● Data records
******

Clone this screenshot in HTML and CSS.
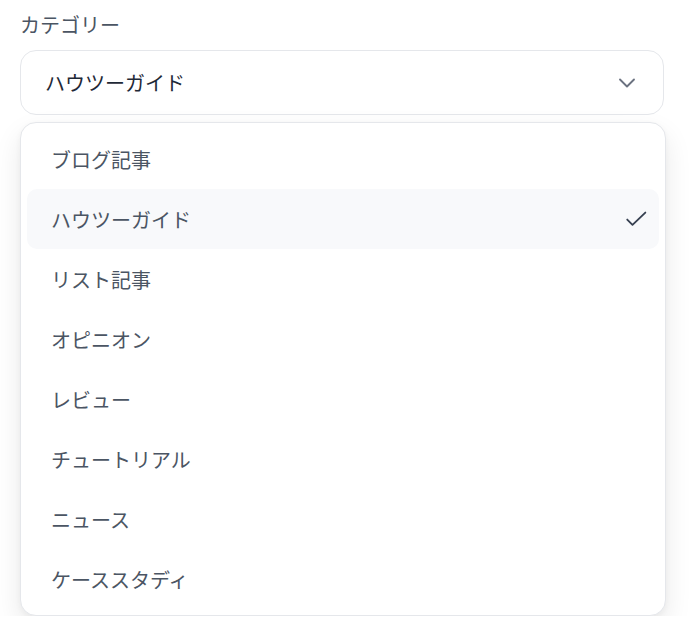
FILE: index.html
```html
<!DOCTYPE html>
<html lang="ja">
<head>
<meta charset="utf-8">
<link rel="stylesheet" href="styles.css">
</head>
<body>
<div class="field">
  <div class="label">カテゴリー</div>
  <div class="trigger">
    <span class="value">ハウツーガイド</span>
    <svg class="chevron" width="28" height="28" viewBox="0 0 24 24" fill="none" stroke="currentColor" stroke-width="1.6" stroke-linecap="round" stroke-linejoin="round"><path d="M6 9l6 6 6-6"/></svg>
  </div>
  <div class="menu">
    <div class="item">ブログ記事</div>
    <div class="item selected">ハウツーガイド
      <svg class="check" width="28" height="28" viewBox="0 0 24 24" fill="none" stroke="currentColor" stroke-width="1.6" stroke-linecap="round" stroke-linejoin="round"><path d="M4.5 12.5l4.5 4.5L20 6.5"/></svg>
    </div>
    <div class="item">リスト記事</div>
    <div class="item">オピニオン</div>
    <div class="item">レビュー</div>
    <div class="item">チュートリアル</div>
    <div class="item">ニュース</div>
    <div class="item">ケーススタディ</div>
  </div>
</div>
</body>
</html>
```

FILE: styles.css
```css
html, body {
  margin: 0;
  padding: 0;
  background: #ffffff;
}
body {
  font-family: "Noto Sans CJK JP", "Noto Sans", sans-serif;
  padding: 11px 20px 0 20px;
}
.field {
  width: 644px;
  display: flex;
  flex-direction: column;
}
.label {
  font-size: 20px;
  line-height: 28px;
  color: #4b5563;
  margin-bottom: 11px;
}
.trigger {
  box-sizing: border-box;
  height: 65px;
  border: 1px solid #e5e7eb;
  border-radius: 16px;
  display: flex;
  align-items: center;
  justify-content: space-between;
  padding: 0 22px 0 24px;
  color: #1f2937;
  font-size: 20px;
}
.chevron {
  color: #6b7280;
}
.menu {
  box-sizing: border-box;
  width: 646px;
  margin-top: 7px;
  border: 1px solid #e5e7eb;
  border-radius: 16px;
  padding: 6px 6px;
  background: #fff;
  box-shadow: 0 12px 28px rgba(0, 0, 0, 0.09), 0 2px 6px rgba(0, 0, 0, 0.04);
  display: flex;
  flex-direction: column;
}
.item {
  height: 60px;
  display: flex;
  align-items: center;
  justify-content: space-between;
  padding: 0 9px 0 24px;
  font-size: 20px;
  color: #4b5563;
  border-radius: 10px;
}
.item.selected {
  background: #f8f9fb;
}
.check {
  color: #374151;
}
```
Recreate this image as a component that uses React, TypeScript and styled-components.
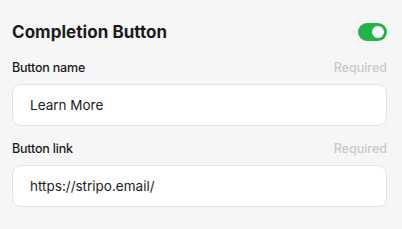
import styled, { createGlobalStyle } from "styled-components";

const Global = createGlobalStyle`
  html, body {
    margin: 0;
    padding: 0;
    background: #f6f6f6;
  }
  body {
    font-family: Inter, "Noto Sans", sans-serif;
    color: #1b1b1f;
  }
`;

const Panel = styled.section`
  width: 402px;
  height: 229px;
  box-sizing: border-box;
  padding: 19px 15px 0 12px;
  background: #f6f6f6;
`;

const Header = styled.div`
  display: flex;
  justify-content: space-between;
  align-items: center;
  height: 26px;
  margin-bottom: 14px;
`;

const Title = styled.h2`
  margin: 0;
  font-size: 17px;
  font-weight: 700;
  letter-spacing: 0.05px;
`;

const Toggle = styled.button<{ $on: boolean }>`
  position: relative;
  width: 29px;
  height: 18px;
  border: none;
  padding: 0;
  border-radius: 9px;
  background: ${(p) => (p.$on ? "#21b24b" : "#cfcfcf")};

  &::after {
    content: "";
    position: absolute;
    top: 3px;
    left: ${(p) => (p.$on ? "14px" : "3px")};
    width: 12px;
    height: 12px;
    border-radius: 50%;
    background: #ffffff;
  }
`;

const Field = styled.div`
  margin-bottom: 14px;
`;

const LabelRow = styled.div`
  display: flex;
  justify-content: space-between;
  align-items: center;
  height: 16px;
  margin-bottom: 9px;
`;

const Label = styled.label`
  font-size: 12.5px;
  font-weight: 500;
  letter-spacing: -0.2px;
`;

const Hint = styled.span`
  font-size: 12.5px;
  font-weight: 500;
  color: #c9c9cb;
`;

const Input = styled.input`
  display: block;
  width: 100%;
  height: 42px;
  box-sizing: border-box;
  padding: 0 17px;
  border: 1px solid #e4e4e6;
  border-radius: 9px;
  background: #ffffff;
  font-family: Inter, "Noto Sans", sans-serif;
  font-size: 13.5px;
  color: #1b1b1f;
  outline: none;
`;

const App = () => {
  return (
    <Panel>
      <Global />
      <Header>
        <Title>Completion Button</Title>
        <Toggle $on aria-label="Enable completion button" />
      </Header>

      <Field>
        <LabelRow>
          <Label>Button name</Label>
          <Hint>Required</Hint>
        </LabelRow>
        <Input defaultValue="Learn More" />
      </Field>

      <Field>
        <LabelRow>
          <Label>Button link</Label>
          <Hint>Required</Hint>
        </LabelRow>
        <Input defaultValue="https://stripo.email/" />
      </Field>
    </Panel>
  );
};

export default App;
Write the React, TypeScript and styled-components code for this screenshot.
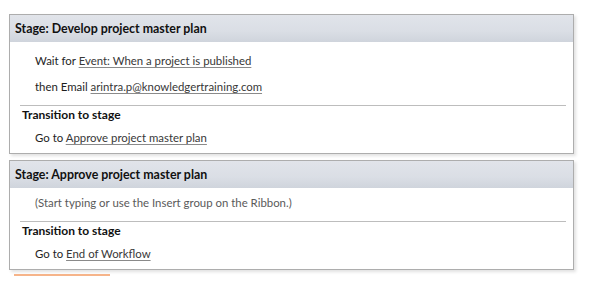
import styled, { createGlobalStyle } from "styled-components";

const GlobalStyle = createGlobalStyle`
  body {
    margin: 0;
    background: #ffffff;
    font-family: "Segoe UI", Lato, "Liberation Sans", sans-serif;
  }
`;

type Step = { lead: string; link?: string; placeholder?: boolean };

type StageData = {
  title: string;
  steps: Step[];
  target: string;
  firstTop: number;
};

const stages: StageData[] = [
  {
    title: "Stage: Develop project master plan",
    steps: [
      { lead: "Wait for", link: "Event: When a project is published" },
      { lead: "then Email", link: "arintra.p@knowledgertraining.com" },
    ],
    target: "Approve project master plan",
    firstTop: 6,
  },
  {
    title: "Stage: Approve project master plan",
    steps: [
      {
        lead: "(Start typing or use the Insert group on the Ribbon.)",
        placeholder: true,
      },
    ],
    target: "End of Workflow",
    firstTop: 2,
  },
];

const Stage: React.FC<{ stage: StageData }> = ({ stage }) => {
  return (
    <Card>
      <Header>{stage.title}</Header>
      <Body $top={stage.firstTop}>
        {stage.steps.map((s, i) => (
          <Line key={i} $muted={s.placeholder}>
            {s.lead}
            {s.link && (
              <>
                {" "}
                <Link>{s.link}</Link>
              </>
            )}
          </Line>
        ))}
        <Divider />
        <Heading>Transition to stage</Heading>
        <GoLine>
          Go to <Link>{stage.target}</Link>
        </GoLine>
      </Body>
    </Card>
  );
};

const App: React.FC = () => {
  return (
    <>
      <GlobalStyle />
      <Page>
        {stages.map((s) => (
          <Stage key={s.title} stage={s} />
        ))}
        <Caret />
      </Page>
    </>
  );
};

export default App;

const Page = styled.div`
  padding: 14px 0 0 9px;
  width: 565px;
  display: flex;
  flex-direction: column;
  gap: 6px;
`;

const Card = styled.section`
  border: 1px solid #adadad;
  background: #ffffff;
  box-shadow: 2px 2px 3px rgba(0, 0, 0, 0.12);
  display: flex;
  flex-direction: column;
`;

const Header = styled.div`
  height: 27px;
  box-sizing: border-box;
  padding-left: 5px;
  display: flex;
  align-items: center;
  background: linear-gradient(180deg, #e1e4ea 0%, #dadee5 60%, #cfd4dc 100%);
  font-size: 12.4px;
  font-weight: 700;
  color: #111111;
`;

const Body = styled.div<{ $top: number }>`
  padding: ${(p) => p.$top}px 7px 2px 10px;
  display: flex;
  flex-direction: column;
`;

const Line = styled.div<{ $muted?: boolean }>`
  height: 26px;
  line-height: 26px;
  padding-left: 15px;
  font-size: 11.4px;
  color: ${(p) => (p.$muted ? "#5a5a5a" : "#1e1e1e")};
`;

const Link = styled.span`
  color: #383838;
  text-decoration: underline;
  text-decoration-color: #8a8a8a;
  text-underline-offset: 2px;
`;

const Divider = styled.div`
  margin-top: 5px;
  height: 1px;
  background: #bdbdbd;
`;

const Heading = styled.div`
  height: 17px;
  line-height: 17px;
  padding-left: 2px;
  font-size: 12px;
  font-weight: 700;
  color: #111111;
`;

const GoLine = styled(Line)`
  margin-top: 2px;
`;

const Caret = styled.div`
  margin: -2px 0 0 5px;
  width: 96px;
  height: 2px;
  background: #f6b48a;
`;
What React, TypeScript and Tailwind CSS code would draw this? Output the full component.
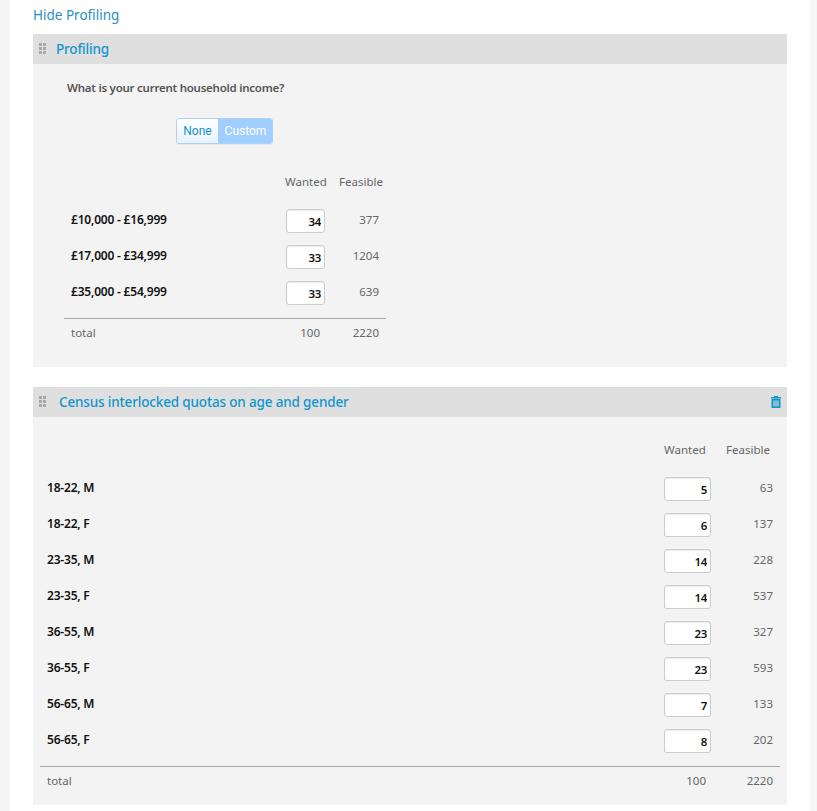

******

● Work instructions
Say how many lines of the listing above contain "this", with no other words.

● Completed task
4